Hugging Face's Diffusers library now supports Flax, enabling lightning-fast inference on Google TPUs. This integration allows users to run Stable Diffusion on TPU hardware available in Colab, Kaggle, or Google Cloud Platform, leveraging parallel processing across 8 devices to generate multiple images simultaneously.
Setup
To begin, ensure you are using a TPU backend. In Colab, select Runtime > Change runtime type and choose TPU under Hardware accelerator. Then install the required version of diffusers:
pip install diffusers==0.5.1
Import dependencies:
import numpy as np
import jax
import jax.numpy as jnp
from pathlib import Path
from jax import pmap
from flax.jax_utils import replicate
from flax.training.common_utils import shard
from PIL import Image
from huggingface_hub import notebook_login
from diffusers import FlaxStableDiffusionPipeline
Model Loading
Before downloading the model, you must accept the CreativeML OpenRAIL-M license on the Hugging Face Hub. The license prohibits generating illegal or harmful content but allows free use of outputs and commercial redistribution with restrictions. Use notebook_login() to authenticate.
Load the pipeline using bfloat16 precision for efficiency:
dtype = jnp.bfloat16
pipeline, params = FlaxStableDiffusionPipeline.from_pretrained(
"CompVis/stable-diffusion-v1-4",
revision="bf16",
dtype=dtype,
)
Inference
TPUs typically have 8 devices, so we replicate the prompt across all devices to generate 8 images in parallel. First, tokenize the prompt:
prompt = "A cinematic film still of Morgan Freeman starring as Jimi Hendrix, portrait, 40mm lens, shallow depth of field, close up, split lighting, cinematic"

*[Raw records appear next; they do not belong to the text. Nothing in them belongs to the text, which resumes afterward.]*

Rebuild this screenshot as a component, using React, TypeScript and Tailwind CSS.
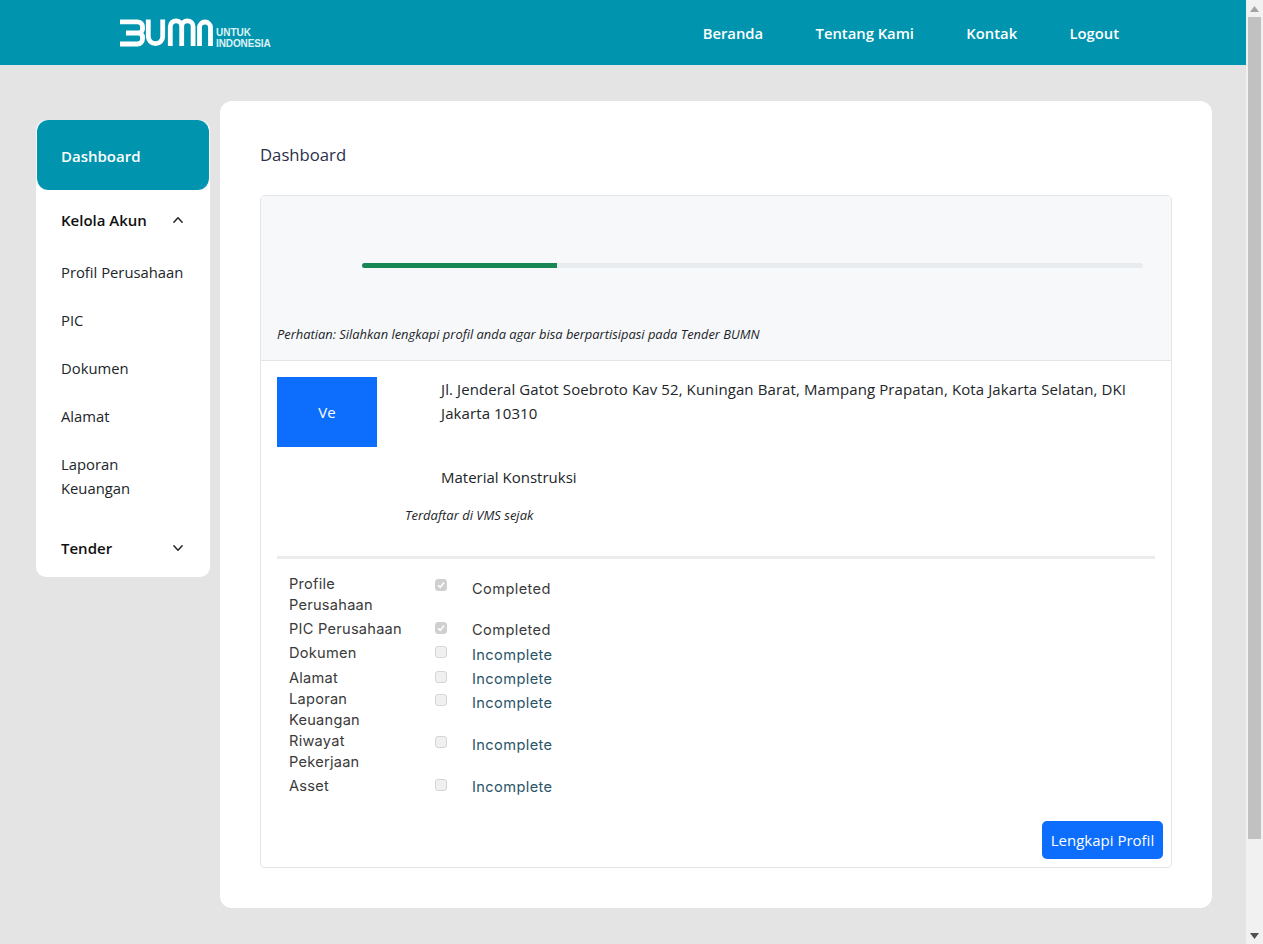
import React from "react";

const seg = "font-['Open_Sans','Noto_Sans',sans-serif]";

function Logo() {
  return (
    <div className="flex items-center">
      <svg width="96" height="30" viewBox="0 0 96 30" fill="none" stroke="#fff" strokeWidth="4.8">
        <path d="M0 3.8H17.5A5 5 0 0 1 22.5 8.8V11A4 4 0 0 1 18.5 15H6M18.5 15A4 4 0 0 1 22.5 19V21A5 5 0 0 1 17.5 26H0" />
        <path d="M28.3 1.5V18.5A7.2 7.2 0 0 0 42.7 18.5V1.5" />
        <path d="M50.3 28V8.5A5.7 5.7 0 0 1 61.7 8.5V28M61.7 8.5A5.7 5.7 0 0 1 73.1 8.5V28" />
        <path d="M79.5 28V9.5A5.5 5.5 0 0 1 90.5 9.5V28" />
      </svg>
      <div className="mt-[10px] font-['Liberation_Sans',sans-serif] text-[10px] leading-[11px] font-bold text-[#dff3f7]">
        <div>UNTUK</div>
        <div className="tracking-[-0.1px]">INDONESIA</div>
      </div>
    </div>
  );
}

function Chevron({ up }: { up?: boolean }) {
  return (
    <svg width="12" height="12" viewBox="0 0 16 16" fill="none" stroke="#212529" strokeWidth="2" strokeLinecap="round" strokeLinejoin="round">
      <path d={up ? "M2.5 11L8 5l5.5 6" : "M2.5 5L8 11l5.5-6"} />
    </svg>
  );
}

function Check({ checked }: { checked?: boolean }) {
  return (
    <span className={"flex h-3 w-3 items-center justify-center rounded-[3px] border " + (checked ? "border-[#cfcfcf] bg-[#cfcfcf]" : "border-[#d5d5d5] bg-[#f0f0f0]")}>
      {checked && (
        <svg width="10" height="10" viewBox="0 0 10 10" fill="none" stroke="#fff" strokeWidth="1.6">
          <path d="M2 5.2L4.2 7.4 8 2.6" />
        </svg>
      )}
    </span>
  );
}

const rows = [
  { l: ["Profile", "Perusahaan"], done: true, h: "h-[45px]", lab: "pt-0", box: "pt-[5px]", st: "pt-[5px]" },
  { l: ["PIC Perusahaan"], done: true, h: "h-[23px]", lab: "pt-0", box: "pt-[3px]", st: "pt-[1px]" },
  { l: ["Dokumen"], done: false, h: "h-[25px]", lab: "pt-[1px]", box: "pt-[4px]", st: "pt-[3px]" },
  { l: ["Alamat"], done: false, h: "h-[22px]", lab: "pt-[1px]", box: "pt-[4px]", st: "pt-[2px]" },
  { l: ["Laporan", "Keuangan"], done: false, h: "h-[42px]", lab: "pt-0", box: "pt-[5px]", st: "pt-[4px]" },
  { l: ["Riwayat", "Pekerjaan"], done: false, h: "h-[45px]", lab: "pt-0", box: "pt-[5px]", st: "pt-[4px]" },
  { l: ["Asset"], done: false, h: "h-[24px]", lab: "pt-0", box: "pt-[3px]", st: "pt-[1px]" },
];

export default function App() {
  return (
    <div className={"flex h-[944px] w-full overflow-hidden bg-[#e4e4e4] text-[#212529] " + seg}>
      <div className="min-w-0 flex-1">
        <header className="flex h-[65px] items-center bg-[#0094ae] pl-[120px]">
          <Logo />
          <nav className="ml-[432px] flex gap-[52.4px] pt-[1px] text-[14.8px] font-semibold text-white">
            <span>Beranda</span>
            <span>Tentang Kami</span>
            <span>Kontak</span>
            <span>Logout</span>
          </nav>
        </header>
        <div className="flex items-start pl-[36px] pt-[36px]">
          <aside className="mt-[19px] h-[457px] w-[174px] rounded-[10px] bg-white text-[14.8px]">
            <div className="mb-px flex h-[70px] items-center rounded-[12px] border-x border-white bg-[#0094ae] pl-[24px] pt-[2px] text-[15px] font-semibold text-white">Dashboard</div>
            <div className="flex h-[58px] items-center justify-between pl-[25px] pr-[26px] text-[15px] font-semibold text-[#111]">
              <span>Kelola Akun</span>
              <Chevron up />
            </div>
            <div className="flex flex-col gap-[28px] pl-[25px] pt-[13px] leading-[20px]">
              <span>Profil Perusahaan</span>
              <span>PIC</span>
              <span>Dokumen</span>
              <span>Alamat</span>
              <span className="-mt-[2px] leading-[24px]">Laporan<br />Keuangan</span>
            </div>
            <div className="mt-[28px] flex h-[40px] items-center justify-between pl-[25px] pr-[26px] text-[15px] font-semibold text-[#111]">
              <span>Tender</span>
              <Chevron />
            </div>
          </aside>
          <main className="ml-[10px] h-[807px] w-[992px] rounded-[12px] bg-white px-[40px] pt-[42px]">
            <h1 className="text-[16.7px] leading-[24px] text-[#2b2f4a]">Dashboard</h1>
            <section className="mt-[28px] h-[673px] rounded-[4px] border border-[#e3e5e8]">
              <div className="h-[165px] border-b border-[#e3e5e8] bg-[#f7f8fa] pl-[16px]">
                <div className="ml-[85px] mr-[28px] pt-[67px]">
                  <div className="h-[5px] overflow-hidden rounded-full bg-[#e9ecef]">
                    <div className="h-full w-1/4 bg-[#198754]" />
                  </div>
                </div>
                <p className="mt-[58px] text-[12.9px] italic leading-[16px]">Perhatian: Silahkan lengkapi profil anda agar bisa berpartisipasi pada Tender BUMN</p>
              </div>
              <div className="px-[16px] pt-[16px]">
                <div className="flex">
                  <div className="flex h-[70px] w-[100px] shrink-0 items-center justify-center bg-[#0d6efd] text-[15px] text-white">Ve</div>
                  <div className="ml-[64px] text-[15px] leading-[24px]">
                    <p className="tracking-[0.1px]">Jl. Jenderal Gatot Soebroto Kav 52, Kuningan Barat, Mampang Prapatan, Kota Jakarta Selatan, DKI Jakarta 10310</p>
                    <p className="mt-[40px]">Material Konstruksi</p>
                  </div>
                </div>
                <p className="ml-[128px] mt-[18px] text-[13px] italic leading-[16px]">Terdaftar di VMS sejak</p>
                <hr className="mt-[33px] border-t-[3px] border-[#ececec]" />
                <div className="mt-[15px] pl-[12px] font-['Inter',sans-serif] text-[14.6px] leading-[21px] text-[#3a3a3a]">
                  {rows.map((r) => (
                    <div key={r.l.join()} className={"flex " + r.h}>
                      <div className={"w-[146px] shrink-0 tracking-[0.25px] " + r.lab}>
                        {r.l.map((t) => (<div key={t}>{t}</div>))}
                      </div>
                      <div className={"w-[37px] shrink-0 " + r.box}><Check checked={r.done} /></div>
                      <div className={"tracking-[0.4px] " + r.st + (r.done ? " text-[#3a3a3a]" : " text-[#2a5468]")}>{r.done ? "Completed" : "Incomplete"}</div>
                    </div>
                  ))}
                </div>
              </div>
              <div className="mt-[21px] flex justify-end pr-[8px]">
                <button className="h-[38px] w-[121px] rounded-[5px] bg-[#0d6efd] text-[15px] text-white">Lengkapi Profil</button>
              </div>
            </section>
          </main>
        </div>
      </div>
      <div className="flex h-[944px] w-[17px] shrink-0 flex-col bg-[#f1f1f1]">
        <div className="flex h-[17px] items-center justify-center">
          <svg width="9" height="6" viewBox="0 0 9 6"><path d="M4.5 0L9 6H0z" fill="#a3a3a3" /></svg>
        </div>
        <div className="mx-[2px] h-[822px] bg-[#c1c1c1]" />
        <div className="flex-1" />
        <div className="flex h-[17px] items-center justify-center">
          <svg width="9" height="6" viewBox="0 0 9 6"><path d="M4.5 6L9 0H0z" fill="#505050" /></svg>
        </div>
      </div>
    </div>
  );
}
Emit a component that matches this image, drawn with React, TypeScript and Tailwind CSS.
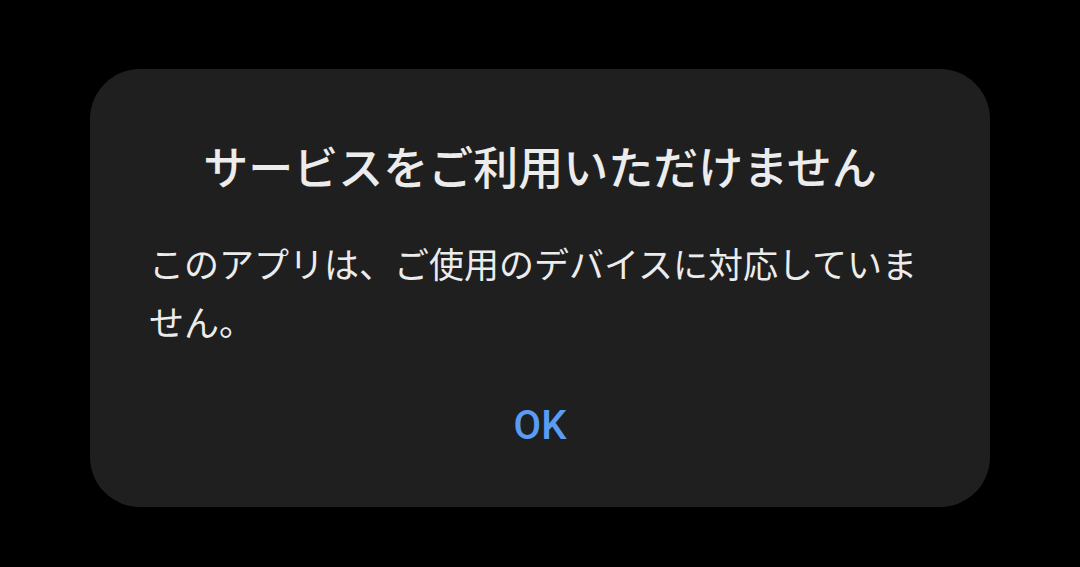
export default function App() {
  return (
    <div className="flex h-[567px] w-[1080px] justify-center bg-black pt-[69px] font-['Noto_Sans_CJK_JP','Noto_Sans',sans-serif]">
      <div className="flex h-[438px] w-[900px] flex-col rounded-[50px] bg-[#1f1f1f] px-[59px] pt-[68px]">
        <h1 className="text-center text-[45px] font-medium leading-[57px] text-[#ececec]">
          サービスをご利用いただけません
        </h1>
        <p className="mt-[40px] text-[35px] leading-[58px] text-[#ececec]">
          このアプリは、ご使用のデバイスに対応していません。
        </p>
        <div className="mt-[53px] flex justify-center">
          <button className="font-['Roboto',sans-serif] text-[40px] font-medium leading-[46px] text-[#5a9cf5]">
            OK
          </button>
        </div>
      </div>
    </div>
  );
}
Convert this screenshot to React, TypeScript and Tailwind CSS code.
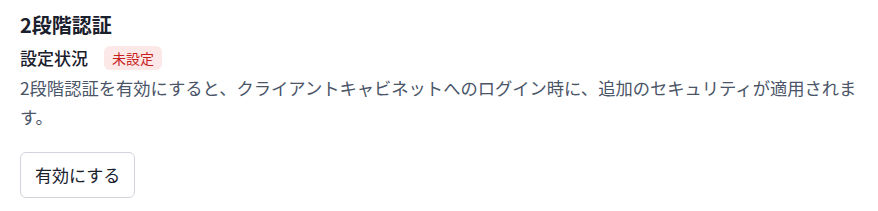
import React from "react";

export default function App() {
  return (
    <div
      className="w-[878px] h-[211px] bg-white px-5 pt-[11px]"
      style={{ fontFamily: '"Noto Sans CJK JP", "Noto Sans", sans-serif' }}
    >
      <h2 className="text-[20px] leading-[28px] font-bold text-[#1a202c]">2段階認証</h2>
      <div className="mt-[6px] flex items-center gap-4">
        <span className="text-[17px] leading-[26px] font-medium text-[#1a202c]">設定状況</span>
        <span className="rounded-md bg-[#fde8e8] px-2 py-[2px] text-[14px] leading-[20px] text-[#c81e1e]">
          未設定
        </span>
      </div>
      <p className="mt-[2px] text-[17.3px] leading-[29px] text-[#4a5568]">
        2段階認証を有効にすると、クライアントキャビネットへのログイン時に、追加のセキュリティが適用されます。
      </p>
      <button className="mt-[21px] h-[46px] rounded-md border border-[#d1d5db] bg-white px-[14px] text-[17px] text-[#1a202c]">
        有効にする
      </button>
    </div>
  );
}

prompt = [prompt] * jax.device_count()
prompt_ids = pipeline.prepare_inputs(prompt)
Replicate parameters and shard inputs:
p_params = replicate(params)
prompt_ids = shard(prompt_ids) # shape: (8, 1, 77)
Prepare a random number generator for reproducibility:
rng = jax.random.PRNGKey(0)
rng = jax.random.split(rng, jax.device_count())
Generate images using pmap for parallel execution:
@pmap
def generate(prompt_ids, p_params, rng):
return pipeline(prompt_ids=prompt_ids, params=p_params, prng_seed=rng, num_inference_steps=50, guidance_scale=7.5).images
images = generate(prompt_ids, p_params, rng)
Each device outputs an image, yielding 8 unique results in one inference call. The entire process runs efficiently on TPU hardware, making Stable Diffusion more accessible for batch generation.